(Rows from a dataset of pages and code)
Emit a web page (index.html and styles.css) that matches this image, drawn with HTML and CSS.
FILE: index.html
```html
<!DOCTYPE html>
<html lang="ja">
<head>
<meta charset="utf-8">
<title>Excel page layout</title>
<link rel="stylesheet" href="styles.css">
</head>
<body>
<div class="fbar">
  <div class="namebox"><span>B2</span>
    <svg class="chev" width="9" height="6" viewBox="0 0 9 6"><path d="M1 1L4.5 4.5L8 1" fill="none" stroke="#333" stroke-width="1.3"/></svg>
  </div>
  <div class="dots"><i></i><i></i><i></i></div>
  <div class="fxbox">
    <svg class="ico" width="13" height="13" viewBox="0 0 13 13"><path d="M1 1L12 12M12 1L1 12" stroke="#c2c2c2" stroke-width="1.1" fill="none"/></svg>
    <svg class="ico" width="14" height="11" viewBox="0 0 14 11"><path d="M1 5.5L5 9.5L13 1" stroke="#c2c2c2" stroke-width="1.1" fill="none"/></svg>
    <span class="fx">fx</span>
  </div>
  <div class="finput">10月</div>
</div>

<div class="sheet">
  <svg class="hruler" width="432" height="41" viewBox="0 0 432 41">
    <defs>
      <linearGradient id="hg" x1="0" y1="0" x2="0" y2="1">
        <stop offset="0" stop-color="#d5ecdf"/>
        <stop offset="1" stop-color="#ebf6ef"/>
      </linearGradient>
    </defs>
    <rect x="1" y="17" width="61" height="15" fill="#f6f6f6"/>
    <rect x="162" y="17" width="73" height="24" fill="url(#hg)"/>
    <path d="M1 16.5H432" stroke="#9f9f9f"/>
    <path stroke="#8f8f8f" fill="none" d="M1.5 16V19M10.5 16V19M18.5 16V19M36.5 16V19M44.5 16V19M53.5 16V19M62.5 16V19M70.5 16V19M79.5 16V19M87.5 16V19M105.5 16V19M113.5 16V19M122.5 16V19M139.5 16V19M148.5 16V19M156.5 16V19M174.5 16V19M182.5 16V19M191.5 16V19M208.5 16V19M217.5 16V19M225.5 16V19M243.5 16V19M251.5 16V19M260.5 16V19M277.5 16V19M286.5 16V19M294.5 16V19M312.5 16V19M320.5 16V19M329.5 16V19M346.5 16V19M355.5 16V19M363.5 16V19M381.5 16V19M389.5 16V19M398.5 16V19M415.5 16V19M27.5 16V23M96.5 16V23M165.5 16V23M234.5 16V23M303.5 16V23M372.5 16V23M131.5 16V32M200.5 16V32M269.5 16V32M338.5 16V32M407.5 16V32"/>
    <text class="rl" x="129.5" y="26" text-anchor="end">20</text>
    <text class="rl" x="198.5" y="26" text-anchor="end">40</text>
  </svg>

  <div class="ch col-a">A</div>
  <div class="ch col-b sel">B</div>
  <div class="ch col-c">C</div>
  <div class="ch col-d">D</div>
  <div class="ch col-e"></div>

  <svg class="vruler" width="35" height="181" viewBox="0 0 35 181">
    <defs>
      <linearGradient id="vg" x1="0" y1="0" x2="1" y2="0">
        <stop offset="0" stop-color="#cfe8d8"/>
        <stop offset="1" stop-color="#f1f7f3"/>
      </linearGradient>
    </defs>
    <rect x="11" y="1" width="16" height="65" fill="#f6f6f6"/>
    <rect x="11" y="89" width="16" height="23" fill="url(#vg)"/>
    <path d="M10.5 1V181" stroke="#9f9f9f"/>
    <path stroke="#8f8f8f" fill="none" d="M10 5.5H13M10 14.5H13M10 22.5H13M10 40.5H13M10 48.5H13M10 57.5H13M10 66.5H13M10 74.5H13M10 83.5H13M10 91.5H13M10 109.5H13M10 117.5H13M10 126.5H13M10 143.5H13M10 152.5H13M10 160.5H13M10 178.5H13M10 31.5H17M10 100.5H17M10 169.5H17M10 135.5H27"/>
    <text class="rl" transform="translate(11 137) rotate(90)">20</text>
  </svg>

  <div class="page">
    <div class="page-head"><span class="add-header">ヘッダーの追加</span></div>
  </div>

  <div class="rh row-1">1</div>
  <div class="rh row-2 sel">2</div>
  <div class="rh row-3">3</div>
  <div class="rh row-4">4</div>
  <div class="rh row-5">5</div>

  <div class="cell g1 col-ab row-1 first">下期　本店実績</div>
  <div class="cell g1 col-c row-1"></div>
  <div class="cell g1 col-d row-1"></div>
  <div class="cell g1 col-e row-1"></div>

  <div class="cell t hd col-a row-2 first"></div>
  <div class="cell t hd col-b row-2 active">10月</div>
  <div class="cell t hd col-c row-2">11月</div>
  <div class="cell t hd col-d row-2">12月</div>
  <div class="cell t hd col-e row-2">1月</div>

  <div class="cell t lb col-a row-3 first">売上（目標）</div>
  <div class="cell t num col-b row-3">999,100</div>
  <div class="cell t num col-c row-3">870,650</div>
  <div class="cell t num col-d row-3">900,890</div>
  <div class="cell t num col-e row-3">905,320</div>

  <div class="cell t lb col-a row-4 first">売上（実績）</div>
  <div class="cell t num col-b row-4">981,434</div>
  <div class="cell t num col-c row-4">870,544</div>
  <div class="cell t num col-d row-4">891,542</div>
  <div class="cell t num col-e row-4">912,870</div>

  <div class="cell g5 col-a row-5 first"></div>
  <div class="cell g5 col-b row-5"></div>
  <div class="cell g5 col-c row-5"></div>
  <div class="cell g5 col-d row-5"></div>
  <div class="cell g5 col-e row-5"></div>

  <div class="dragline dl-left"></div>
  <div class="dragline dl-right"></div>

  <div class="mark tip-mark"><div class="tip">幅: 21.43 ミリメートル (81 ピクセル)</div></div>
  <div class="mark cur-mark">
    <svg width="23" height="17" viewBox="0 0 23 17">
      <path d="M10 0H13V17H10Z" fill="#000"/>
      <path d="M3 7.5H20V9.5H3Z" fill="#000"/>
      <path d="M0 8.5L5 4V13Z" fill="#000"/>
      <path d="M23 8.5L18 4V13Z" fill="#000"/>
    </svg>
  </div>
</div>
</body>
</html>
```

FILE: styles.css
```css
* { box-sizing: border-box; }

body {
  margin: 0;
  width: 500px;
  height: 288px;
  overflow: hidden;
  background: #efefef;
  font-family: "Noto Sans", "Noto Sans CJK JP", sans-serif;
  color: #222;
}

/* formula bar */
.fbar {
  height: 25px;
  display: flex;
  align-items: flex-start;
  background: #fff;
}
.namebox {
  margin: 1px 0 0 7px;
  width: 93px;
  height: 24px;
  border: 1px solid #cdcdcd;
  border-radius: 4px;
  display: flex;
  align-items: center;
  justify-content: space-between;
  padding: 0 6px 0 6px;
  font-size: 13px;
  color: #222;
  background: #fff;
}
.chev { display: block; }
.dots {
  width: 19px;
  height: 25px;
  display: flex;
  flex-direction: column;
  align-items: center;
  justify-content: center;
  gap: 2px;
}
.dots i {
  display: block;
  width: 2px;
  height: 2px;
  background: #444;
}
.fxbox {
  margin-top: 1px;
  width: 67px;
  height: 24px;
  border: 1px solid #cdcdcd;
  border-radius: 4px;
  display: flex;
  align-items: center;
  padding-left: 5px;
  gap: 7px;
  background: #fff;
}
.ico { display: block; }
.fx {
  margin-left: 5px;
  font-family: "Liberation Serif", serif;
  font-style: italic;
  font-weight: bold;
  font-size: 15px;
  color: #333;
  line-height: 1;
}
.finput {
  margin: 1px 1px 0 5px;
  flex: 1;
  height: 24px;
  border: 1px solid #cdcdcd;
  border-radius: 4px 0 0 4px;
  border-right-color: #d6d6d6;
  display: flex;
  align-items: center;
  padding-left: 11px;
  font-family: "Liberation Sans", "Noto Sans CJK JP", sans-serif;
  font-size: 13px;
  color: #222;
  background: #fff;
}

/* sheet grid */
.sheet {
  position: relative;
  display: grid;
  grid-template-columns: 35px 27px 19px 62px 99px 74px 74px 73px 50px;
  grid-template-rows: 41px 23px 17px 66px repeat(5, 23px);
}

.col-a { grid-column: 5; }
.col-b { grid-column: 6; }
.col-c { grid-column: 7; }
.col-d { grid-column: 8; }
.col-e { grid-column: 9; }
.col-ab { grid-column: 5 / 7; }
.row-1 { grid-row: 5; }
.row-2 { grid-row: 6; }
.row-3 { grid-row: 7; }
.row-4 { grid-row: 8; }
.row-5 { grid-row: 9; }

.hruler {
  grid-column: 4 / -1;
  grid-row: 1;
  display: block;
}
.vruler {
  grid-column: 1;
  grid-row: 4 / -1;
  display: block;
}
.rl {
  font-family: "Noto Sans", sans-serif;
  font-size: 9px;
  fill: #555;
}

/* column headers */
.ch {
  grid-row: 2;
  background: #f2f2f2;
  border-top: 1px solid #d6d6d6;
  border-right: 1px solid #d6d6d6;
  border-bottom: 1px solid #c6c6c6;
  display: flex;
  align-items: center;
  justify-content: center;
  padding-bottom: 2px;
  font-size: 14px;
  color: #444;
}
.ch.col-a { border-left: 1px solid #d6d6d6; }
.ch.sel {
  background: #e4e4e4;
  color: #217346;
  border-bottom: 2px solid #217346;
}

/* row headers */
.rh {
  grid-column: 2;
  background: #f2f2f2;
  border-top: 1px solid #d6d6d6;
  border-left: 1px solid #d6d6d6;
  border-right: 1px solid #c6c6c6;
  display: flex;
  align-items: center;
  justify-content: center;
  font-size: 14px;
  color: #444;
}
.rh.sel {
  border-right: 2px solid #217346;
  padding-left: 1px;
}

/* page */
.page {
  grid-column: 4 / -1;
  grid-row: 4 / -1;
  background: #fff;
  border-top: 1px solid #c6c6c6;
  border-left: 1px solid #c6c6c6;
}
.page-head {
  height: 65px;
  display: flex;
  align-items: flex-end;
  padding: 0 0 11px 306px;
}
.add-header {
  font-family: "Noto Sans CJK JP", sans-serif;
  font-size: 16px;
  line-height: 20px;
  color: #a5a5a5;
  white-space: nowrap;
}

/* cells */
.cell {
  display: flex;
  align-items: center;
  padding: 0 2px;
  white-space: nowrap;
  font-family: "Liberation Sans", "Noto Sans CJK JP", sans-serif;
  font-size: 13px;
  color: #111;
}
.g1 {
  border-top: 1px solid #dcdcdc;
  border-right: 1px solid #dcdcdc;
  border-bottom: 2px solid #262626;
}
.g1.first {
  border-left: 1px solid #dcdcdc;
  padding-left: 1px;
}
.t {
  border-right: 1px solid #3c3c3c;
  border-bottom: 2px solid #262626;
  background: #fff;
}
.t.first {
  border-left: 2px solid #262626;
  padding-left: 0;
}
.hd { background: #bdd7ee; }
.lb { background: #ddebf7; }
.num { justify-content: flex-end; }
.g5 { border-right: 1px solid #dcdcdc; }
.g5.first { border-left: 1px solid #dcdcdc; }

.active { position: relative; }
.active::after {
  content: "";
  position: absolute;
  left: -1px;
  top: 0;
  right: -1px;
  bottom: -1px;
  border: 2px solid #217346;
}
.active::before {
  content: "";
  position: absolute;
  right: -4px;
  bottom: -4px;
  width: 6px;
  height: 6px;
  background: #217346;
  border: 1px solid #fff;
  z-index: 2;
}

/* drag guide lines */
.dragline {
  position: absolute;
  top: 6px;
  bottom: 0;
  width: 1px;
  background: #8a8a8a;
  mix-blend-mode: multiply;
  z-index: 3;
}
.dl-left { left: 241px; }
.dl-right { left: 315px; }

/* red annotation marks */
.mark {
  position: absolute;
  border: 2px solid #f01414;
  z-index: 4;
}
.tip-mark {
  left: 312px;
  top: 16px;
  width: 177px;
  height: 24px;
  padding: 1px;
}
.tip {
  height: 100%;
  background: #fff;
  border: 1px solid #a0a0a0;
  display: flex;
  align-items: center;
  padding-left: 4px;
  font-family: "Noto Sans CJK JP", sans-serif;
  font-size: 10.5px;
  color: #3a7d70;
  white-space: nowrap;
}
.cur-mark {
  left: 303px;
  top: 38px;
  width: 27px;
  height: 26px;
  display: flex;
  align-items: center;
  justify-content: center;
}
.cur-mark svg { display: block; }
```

==

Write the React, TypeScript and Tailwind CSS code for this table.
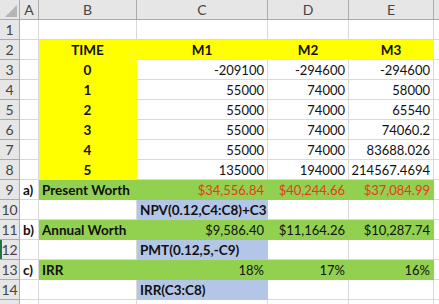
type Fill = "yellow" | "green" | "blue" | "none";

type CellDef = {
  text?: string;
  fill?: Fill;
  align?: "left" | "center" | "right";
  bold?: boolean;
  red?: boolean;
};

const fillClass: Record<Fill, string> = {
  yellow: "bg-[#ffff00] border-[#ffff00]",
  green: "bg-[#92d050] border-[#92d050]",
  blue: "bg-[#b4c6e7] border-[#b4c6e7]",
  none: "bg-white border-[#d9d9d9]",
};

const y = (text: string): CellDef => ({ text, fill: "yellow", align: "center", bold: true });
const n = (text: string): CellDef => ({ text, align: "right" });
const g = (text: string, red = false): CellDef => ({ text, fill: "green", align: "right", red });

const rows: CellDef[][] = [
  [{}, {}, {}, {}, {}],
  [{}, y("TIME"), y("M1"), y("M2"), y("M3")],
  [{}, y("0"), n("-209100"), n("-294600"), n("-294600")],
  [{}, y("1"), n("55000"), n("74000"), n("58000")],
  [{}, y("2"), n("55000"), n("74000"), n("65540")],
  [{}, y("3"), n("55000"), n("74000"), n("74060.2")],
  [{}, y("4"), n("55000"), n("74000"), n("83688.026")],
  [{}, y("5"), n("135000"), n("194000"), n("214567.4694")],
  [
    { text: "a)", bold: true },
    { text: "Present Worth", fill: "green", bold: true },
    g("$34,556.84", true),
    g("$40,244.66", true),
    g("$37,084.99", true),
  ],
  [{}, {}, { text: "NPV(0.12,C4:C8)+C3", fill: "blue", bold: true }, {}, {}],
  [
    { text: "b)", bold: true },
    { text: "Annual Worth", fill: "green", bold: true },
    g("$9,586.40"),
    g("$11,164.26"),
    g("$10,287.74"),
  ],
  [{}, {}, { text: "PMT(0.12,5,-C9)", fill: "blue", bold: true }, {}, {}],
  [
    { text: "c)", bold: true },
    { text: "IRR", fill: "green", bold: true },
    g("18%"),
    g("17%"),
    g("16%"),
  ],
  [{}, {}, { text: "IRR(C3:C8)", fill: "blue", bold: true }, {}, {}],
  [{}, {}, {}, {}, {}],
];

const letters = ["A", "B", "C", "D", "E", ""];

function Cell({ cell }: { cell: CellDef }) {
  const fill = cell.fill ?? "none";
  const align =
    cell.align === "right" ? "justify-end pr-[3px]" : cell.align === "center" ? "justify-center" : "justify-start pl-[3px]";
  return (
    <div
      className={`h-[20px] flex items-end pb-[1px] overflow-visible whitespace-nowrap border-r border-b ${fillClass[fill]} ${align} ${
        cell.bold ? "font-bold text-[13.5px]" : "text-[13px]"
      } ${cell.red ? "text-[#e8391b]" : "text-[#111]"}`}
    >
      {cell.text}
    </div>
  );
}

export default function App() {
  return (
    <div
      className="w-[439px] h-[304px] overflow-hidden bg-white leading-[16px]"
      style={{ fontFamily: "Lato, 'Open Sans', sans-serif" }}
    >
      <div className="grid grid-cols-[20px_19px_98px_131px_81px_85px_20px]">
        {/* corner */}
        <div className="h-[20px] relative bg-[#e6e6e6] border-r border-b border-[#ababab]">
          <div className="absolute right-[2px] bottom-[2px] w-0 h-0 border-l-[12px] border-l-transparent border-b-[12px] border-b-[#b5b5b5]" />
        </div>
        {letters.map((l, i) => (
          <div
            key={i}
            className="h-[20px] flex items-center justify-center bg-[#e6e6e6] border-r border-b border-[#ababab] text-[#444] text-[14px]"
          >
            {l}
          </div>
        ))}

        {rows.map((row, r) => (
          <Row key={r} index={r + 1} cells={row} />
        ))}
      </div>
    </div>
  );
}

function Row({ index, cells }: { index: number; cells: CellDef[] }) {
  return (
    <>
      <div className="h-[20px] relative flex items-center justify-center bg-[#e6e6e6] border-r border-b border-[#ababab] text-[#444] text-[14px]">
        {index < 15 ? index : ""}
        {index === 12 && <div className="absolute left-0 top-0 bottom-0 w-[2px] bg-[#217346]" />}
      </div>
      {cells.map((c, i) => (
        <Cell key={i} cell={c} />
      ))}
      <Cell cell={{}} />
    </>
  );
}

DO THIS: Copy the listing above exactly, but only from the line with "Write the React, TypeScript" through the line with "const g = (text: string, red", including those two lines and excluding any picture.

CORRECT RESULT:
Write the React, TypeScript and Tailwind CSS code for this table.
type Fill = "yellow" | "green" | "blue" | "none";

type CellDef = {
  text?: string;
  fill?: Fill;
  align?: "left" | "center" | "right";
  bold?: boolean;
  red?: boolean;
};

const fillClass: Record<Fill, string> = {
  yellow: "bg-[#ffff00] border-[#ffff00]",
  green: "bg-[#92d050] border-[#92d050]",
  blue: "bg-[#b4c6e7] border-[#b4c6e7]",
  none: "bg-white border-[#d9d9d9]",
};

const y = (text: string): CellDef => ({ text, fill: "yellow", align: "center", bold: true });
const n = (text: string): CellDef => ({ text, align: "right" });
const g = (text: string, red = false): CellDef => ({ text, fill: "green", align: "right", red });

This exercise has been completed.